_Objective_
Reproduce nothing but the lines from the one with "Generate a component" through the one with "string; rows: Row[];", exactly and with both ends. Omit pictures.

* BEGIN *

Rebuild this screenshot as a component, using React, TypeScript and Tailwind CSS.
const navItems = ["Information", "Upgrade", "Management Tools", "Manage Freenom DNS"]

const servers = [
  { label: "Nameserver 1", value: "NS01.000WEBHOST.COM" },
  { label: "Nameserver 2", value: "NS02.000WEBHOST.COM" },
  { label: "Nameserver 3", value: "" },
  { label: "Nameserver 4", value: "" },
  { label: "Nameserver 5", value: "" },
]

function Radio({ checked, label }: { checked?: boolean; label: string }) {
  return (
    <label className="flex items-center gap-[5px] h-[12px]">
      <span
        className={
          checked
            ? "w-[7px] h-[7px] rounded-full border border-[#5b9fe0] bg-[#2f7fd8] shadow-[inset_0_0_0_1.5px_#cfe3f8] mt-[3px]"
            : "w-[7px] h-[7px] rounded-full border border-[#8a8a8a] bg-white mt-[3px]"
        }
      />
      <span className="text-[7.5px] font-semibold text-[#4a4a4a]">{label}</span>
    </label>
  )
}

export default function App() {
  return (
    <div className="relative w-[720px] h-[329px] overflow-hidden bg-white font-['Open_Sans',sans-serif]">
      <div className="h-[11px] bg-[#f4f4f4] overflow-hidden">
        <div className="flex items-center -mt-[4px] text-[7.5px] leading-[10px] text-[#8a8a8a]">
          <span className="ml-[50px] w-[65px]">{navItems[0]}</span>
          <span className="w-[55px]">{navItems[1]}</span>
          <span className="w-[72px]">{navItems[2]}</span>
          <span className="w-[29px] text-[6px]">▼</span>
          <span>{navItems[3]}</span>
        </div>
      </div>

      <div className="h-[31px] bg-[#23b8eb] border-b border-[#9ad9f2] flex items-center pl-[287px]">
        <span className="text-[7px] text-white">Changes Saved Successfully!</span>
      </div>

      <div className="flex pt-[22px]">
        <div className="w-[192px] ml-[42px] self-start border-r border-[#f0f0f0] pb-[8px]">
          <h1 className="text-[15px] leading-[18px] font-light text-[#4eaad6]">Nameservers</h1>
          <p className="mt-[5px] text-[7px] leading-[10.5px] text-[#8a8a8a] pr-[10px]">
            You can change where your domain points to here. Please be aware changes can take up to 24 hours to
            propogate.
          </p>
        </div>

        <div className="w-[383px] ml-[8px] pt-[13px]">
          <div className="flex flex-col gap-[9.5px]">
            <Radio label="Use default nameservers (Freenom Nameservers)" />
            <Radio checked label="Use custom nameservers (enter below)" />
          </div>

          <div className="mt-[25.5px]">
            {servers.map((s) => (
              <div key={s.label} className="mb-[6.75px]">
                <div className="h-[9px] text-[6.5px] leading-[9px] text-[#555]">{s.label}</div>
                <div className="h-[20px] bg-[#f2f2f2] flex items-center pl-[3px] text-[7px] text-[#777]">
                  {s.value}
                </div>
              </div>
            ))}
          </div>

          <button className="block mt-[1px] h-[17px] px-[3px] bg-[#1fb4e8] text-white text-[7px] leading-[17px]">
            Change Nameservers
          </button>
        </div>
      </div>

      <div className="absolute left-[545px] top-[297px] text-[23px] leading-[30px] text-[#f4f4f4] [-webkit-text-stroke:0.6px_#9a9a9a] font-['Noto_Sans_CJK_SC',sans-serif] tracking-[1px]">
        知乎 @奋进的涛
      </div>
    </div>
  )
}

* END *
* BEGIN *

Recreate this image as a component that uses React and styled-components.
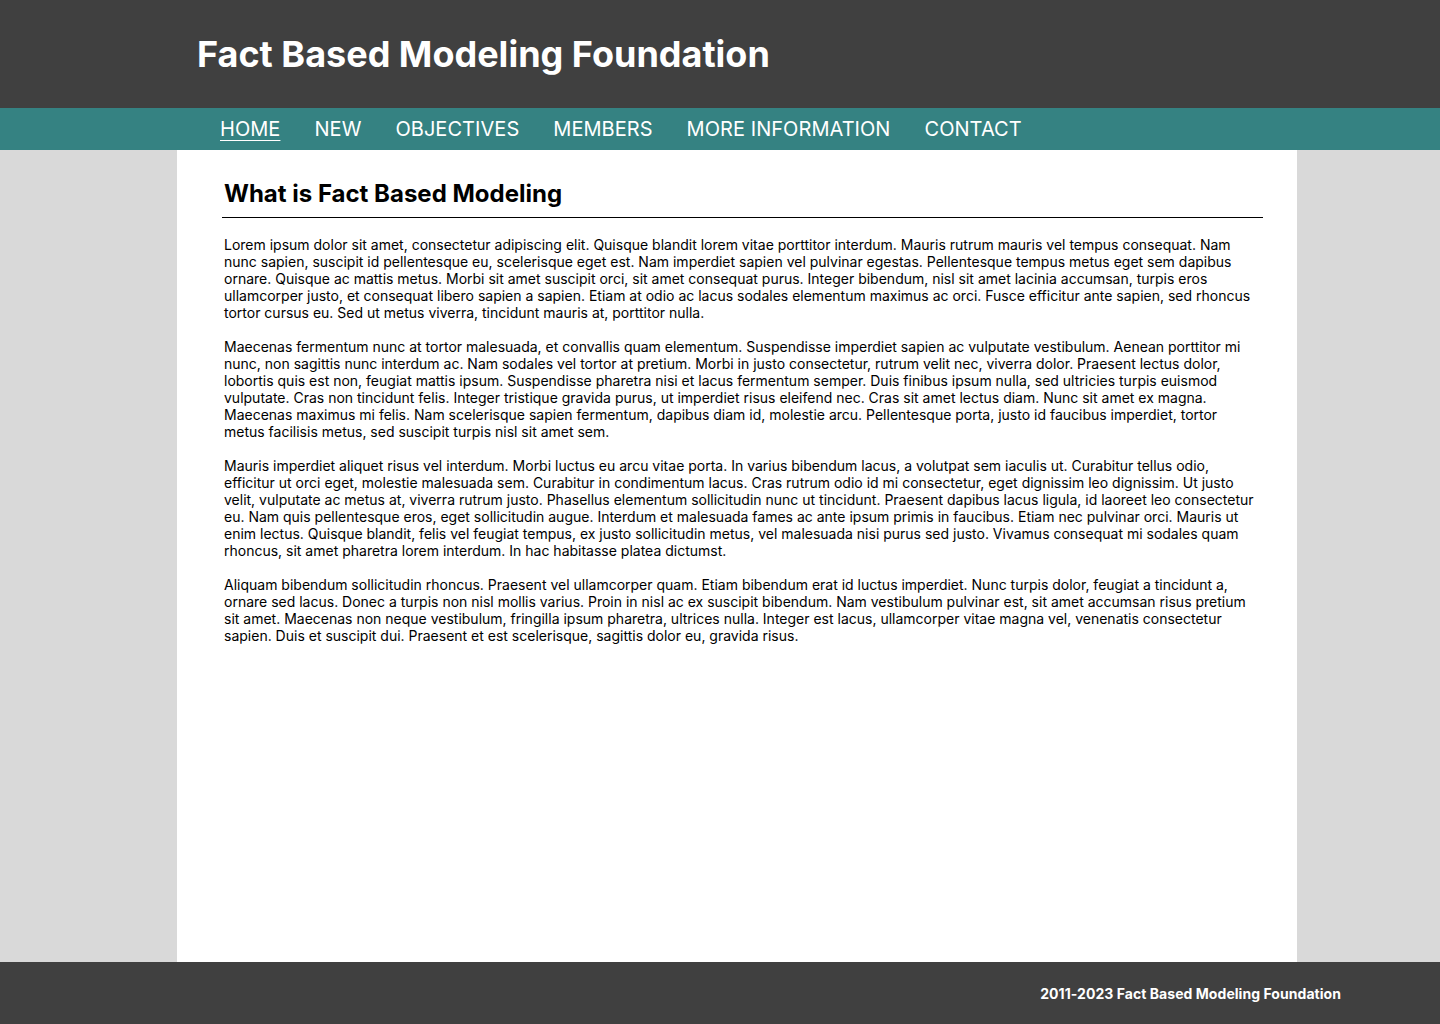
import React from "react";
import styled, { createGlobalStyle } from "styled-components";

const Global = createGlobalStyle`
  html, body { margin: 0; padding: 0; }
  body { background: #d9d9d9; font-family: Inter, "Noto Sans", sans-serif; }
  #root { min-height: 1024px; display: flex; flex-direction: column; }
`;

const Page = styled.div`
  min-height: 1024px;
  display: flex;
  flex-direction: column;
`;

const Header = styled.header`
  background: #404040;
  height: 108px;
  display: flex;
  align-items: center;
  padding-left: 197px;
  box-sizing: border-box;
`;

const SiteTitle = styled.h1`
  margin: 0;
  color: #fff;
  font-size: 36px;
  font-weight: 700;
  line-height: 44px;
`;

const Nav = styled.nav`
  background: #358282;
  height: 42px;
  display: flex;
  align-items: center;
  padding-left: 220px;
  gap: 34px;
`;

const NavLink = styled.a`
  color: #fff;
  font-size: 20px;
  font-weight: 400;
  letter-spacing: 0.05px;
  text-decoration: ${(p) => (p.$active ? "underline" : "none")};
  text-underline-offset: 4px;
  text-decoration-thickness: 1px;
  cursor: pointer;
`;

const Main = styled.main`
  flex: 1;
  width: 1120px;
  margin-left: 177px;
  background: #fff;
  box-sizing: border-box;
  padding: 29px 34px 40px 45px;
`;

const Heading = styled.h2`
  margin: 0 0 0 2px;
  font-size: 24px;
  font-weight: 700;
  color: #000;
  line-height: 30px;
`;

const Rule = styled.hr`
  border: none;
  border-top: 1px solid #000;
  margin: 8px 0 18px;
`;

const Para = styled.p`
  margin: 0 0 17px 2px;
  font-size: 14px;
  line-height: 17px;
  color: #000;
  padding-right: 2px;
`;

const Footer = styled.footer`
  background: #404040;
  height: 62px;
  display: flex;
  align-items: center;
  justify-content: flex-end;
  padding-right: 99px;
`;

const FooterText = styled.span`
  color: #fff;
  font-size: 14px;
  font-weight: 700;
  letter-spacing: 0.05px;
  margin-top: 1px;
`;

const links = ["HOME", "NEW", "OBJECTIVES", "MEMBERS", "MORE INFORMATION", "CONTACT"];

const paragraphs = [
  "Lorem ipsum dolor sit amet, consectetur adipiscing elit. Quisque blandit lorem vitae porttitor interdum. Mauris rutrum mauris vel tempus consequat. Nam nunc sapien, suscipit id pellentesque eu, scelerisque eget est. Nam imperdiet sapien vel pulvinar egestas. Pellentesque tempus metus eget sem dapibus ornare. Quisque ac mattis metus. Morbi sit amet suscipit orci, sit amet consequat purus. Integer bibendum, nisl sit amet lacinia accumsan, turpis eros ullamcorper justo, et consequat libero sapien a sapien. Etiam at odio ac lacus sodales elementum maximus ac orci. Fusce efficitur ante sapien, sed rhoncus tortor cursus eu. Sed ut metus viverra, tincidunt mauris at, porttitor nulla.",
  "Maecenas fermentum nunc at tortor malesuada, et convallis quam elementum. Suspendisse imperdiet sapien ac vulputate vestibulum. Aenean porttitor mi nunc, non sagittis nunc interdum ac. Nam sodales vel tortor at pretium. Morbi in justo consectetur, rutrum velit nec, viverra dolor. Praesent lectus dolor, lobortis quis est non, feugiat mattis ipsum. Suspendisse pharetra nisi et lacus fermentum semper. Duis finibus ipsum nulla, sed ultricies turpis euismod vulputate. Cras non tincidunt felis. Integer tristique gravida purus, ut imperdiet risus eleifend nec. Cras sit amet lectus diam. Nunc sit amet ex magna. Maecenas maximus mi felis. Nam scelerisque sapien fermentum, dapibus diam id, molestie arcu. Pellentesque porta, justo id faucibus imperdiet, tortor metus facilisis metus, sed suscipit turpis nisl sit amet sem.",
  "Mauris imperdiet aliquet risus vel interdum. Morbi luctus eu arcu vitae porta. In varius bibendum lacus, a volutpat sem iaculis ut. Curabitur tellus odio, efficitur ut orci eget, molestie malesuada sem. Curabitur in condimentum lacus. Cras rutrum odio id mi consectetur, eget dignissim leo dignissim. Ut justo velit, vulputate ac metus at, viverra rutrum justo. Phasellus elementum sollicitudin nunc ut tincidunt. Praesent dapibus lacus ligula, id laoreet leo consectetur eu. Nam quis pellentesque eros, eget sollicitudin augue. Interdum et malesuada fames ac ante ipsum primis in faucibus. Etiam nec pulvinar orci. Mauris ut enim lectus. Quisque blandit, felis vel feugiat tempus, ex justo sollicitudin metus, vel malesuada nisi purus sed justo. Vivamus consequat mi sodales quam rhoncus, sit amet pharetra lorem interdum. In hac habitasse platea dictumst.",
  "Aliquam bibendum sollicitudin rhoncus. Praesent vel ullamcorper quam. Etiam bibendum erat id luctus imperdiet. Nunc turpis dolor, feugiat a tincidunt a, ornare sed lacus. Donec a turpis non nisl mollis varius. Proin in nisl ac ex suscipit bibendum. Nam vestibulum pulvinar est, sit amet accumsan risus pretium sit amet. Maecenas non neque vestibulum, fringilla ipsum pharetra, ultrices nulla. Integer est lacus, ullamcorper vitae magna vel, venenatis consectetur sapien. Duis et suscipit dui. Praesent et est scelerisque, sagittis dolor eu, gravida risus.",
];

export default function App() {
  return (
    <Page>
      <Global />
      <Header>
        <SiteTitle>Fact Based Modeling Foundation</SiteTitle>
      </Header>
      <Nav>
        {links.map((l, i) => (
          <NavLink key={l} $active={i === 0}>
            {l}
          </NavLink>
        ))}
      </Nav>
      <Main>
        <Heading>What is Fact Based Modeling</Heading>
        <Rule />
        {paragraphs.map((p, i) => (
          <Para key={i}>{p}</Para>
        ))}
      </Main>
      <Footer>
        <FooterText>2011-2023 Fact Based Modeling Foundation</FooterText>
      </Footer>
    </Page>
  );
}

* END *
* BEGIN *

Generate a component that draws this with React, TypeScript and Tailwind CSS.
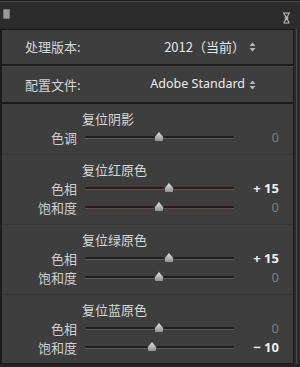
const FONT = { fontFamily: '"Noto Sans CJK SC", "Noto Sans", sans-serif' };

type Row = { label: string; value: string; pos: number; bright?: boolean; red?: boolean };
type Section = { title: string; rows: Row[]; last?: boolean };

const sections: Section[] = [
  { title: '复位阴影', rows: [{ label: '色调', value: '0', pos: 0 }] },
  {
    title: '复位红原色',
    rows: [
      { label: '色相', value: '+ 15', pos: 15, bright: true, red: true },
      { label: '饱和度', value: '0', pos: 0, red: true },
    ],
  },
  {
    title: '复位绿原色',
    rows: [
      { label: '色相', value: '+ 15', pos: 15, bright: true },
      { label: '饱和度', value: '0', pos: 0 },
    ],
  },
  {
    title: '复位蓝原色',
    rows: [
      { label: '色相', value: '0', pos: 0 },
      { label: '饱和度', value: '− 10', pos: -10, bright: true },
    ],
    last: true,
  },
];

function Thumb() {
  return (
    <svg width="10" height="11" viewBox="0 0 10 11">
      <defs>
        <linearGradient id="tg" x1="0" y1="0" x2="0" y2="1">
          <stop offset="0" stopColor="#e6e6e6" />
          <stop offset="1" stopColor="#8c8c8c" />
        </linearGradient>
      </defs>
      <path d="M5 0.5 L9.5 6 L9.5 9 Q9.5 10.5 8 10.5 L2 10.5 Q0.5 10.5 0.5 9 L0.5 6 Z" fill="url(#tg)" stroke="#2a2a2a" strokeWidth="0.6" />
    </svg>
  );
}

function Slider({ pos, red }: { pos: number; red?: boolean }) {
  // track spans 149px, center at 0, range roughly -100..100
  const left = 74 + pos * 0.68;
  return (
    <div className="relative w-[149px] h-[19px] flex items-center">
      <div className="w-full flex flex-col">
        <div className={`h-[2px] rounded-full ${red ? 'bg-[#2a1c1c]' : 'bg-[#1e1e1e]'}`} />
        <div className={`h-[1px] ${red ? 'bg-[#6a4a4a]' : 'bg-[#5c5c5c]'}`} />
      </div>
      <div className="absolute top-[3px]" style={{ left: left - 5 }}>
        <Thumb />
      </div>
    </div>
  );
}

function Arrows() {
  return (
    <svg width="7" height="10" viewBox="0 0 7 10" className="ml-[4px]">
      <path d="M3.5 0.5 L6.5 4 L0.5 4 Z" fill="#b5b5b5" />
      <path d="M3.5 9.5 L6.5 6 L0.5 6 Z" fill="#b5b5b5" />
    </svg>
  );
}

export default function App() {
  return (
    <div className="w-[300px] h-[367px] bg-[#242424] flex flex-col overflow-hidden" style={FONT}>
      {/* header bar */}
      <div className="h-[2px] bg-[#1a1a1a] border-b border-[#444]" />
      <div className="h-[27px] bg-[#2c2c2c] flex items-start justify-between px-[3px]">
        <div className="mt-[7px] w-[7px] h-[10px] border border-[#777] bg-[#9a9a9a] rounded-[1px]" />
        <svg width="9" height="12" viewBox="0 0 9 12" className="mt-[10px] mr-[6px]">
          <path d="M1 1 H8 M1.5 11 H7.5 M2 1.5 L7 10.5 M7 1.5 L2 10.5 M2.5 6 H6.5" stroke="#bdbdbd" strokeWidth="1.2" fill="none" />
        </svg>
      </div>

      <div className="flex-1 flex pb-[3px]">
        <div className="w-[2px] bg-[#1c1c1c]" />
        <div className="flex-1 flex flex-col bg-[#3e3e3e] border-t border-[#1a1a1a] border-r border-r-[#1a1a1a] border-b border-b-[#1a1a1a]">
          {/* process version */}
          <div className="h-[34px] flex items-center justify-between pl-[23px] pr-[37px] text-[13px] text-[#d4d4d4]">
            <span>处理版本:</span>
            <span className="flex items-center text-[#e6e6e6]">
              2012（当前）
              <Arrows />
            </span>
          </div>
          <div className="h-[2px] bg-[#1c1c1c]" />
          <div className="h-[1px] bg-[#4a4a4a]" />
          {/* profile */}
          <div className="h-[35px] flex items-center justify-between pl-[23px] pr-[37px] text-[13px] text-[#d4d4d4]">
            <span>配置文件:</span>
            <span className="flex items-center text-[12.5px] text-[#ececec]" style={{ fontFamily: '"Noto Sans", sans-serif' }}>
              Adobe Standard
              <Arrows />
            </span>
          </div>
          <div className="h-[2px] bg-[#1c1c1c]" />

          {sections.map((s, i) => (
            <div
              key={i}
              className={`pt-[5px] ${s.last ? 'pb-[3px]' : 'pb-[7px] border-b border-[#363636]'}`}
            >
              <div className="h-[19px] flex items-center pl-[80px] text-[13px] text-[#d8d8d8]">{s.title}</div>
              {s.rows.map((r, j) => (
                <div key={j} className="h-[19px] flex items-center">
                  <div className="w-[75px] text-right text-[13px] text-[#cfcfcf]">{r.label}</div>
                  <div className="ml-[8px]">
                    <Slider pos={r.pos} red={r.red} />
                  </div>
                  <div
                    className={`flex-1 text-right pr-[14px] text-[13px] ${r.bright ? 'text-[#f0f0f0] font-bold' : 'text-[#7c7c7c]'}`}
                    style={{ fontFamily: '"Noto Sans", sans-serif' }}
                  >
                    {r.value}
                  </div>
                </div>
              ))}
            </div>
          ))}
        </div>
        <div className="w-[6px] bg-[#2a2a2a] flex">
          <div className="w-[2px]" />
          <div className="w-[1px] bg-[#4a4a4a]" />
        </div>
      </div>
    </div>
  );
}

* END *

_Complete output_
Generate a component that draws this with React, TypeScript and Tailwind CSS.
const FONT = { fontFamily: '"Noto Sans CJK SC", "Noto Sans", sans-serif' };

type Row = { label: string; value: string; pos: number; bright?: boolean; red?: boolean };
type Section = { title: string; rows: Row[]; last?: boolean };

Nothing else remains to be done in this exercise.